Author | James Tabor |
---|---|
Language | English |
Publisher | Simon & Schuster |
Publication date | April 4, 2006 |
Pages | 378 |
ISBN | 978-0-7432-8723-4 |
OCLC | 64487282 |
232.9 22 | |
LC Class | BT270 .T33 2006 |
The Jesus Dynasty is a 2006 book written by James Tabor in which he develops the hypothesis that the original Jesus movement was a dynastic one, with the intention of overthrowing the rule of Herod Antipas; that Jesus of Nazareth was a royal messiah, while his cousin John the Baptist planned to be a priestly messiah. [1]
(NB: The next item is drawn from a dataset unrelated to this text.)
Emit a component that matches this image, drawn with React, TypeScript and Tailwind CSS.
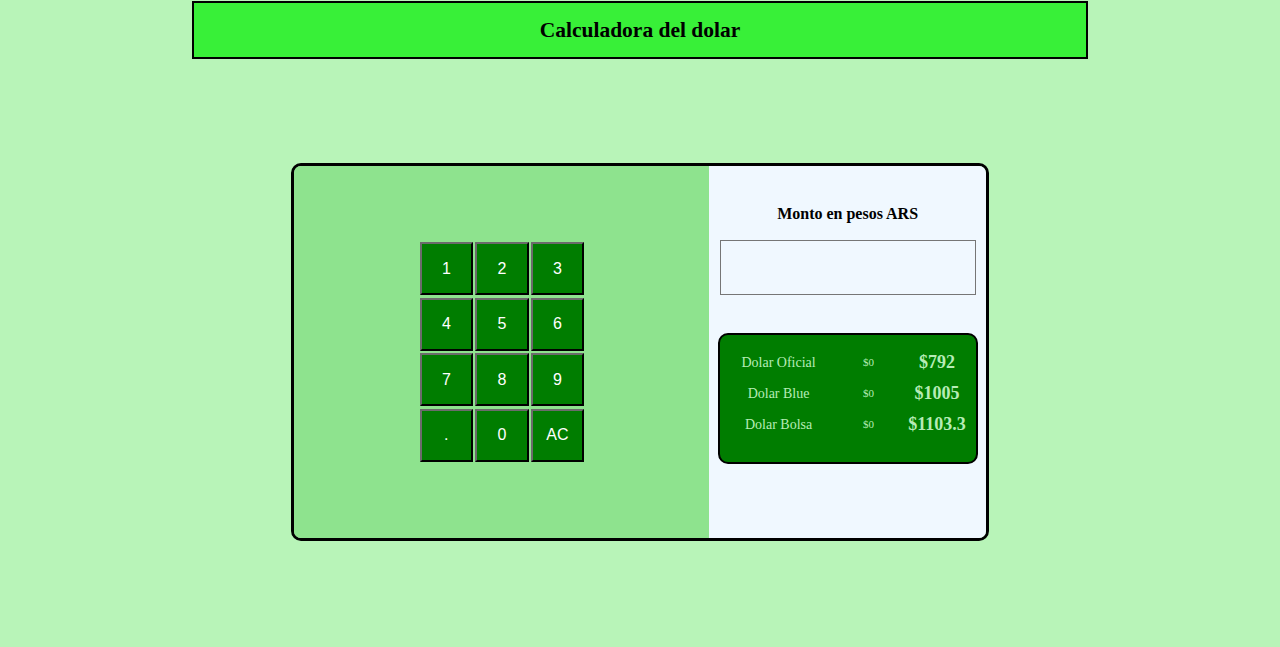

The book explores speculative ideas, like the Talpiot Tomb possibly being Jesus' family tomb and the theory that Roman soldier Tiberius Julius Abdes Pantera might have been Jesus' father, though no definitive conclusions are reached.
The book received mixed reviews. Arthur J. Droge praised its bold reconstruction, while Richard Wightman Fox found it left readers unsure about the historical basis of the Jesus dynasty. Critics like Bert Jan Lietaert Peerbolte accused it of generating controversy rather than disseminating knowledge, whereas Jeffrey Bütz appreciated it as a valuable contribution to historical Jesus studies.
By his parents' marriage, Jesus was better placed to be King of Israel than Herod Antipas was. The two contradictory blood lines in the gospels are seen as compatible if one belongs to Mary and the other to Joseph. In such a case, Jesus would have united a formidable list of families into his ancestors.
Jesus joined John the Baptist's movement, as John was a close relative of Jesus as well as his teacher. (John's mother being Mary's aunt which makes Jesus his first cousin once removed.) With Jesus as Johns disciple, Jesus is quoted in the New Testament by saying:" Truly I tell you, among those born of women there has not risen anyone greater than John the Baptist.”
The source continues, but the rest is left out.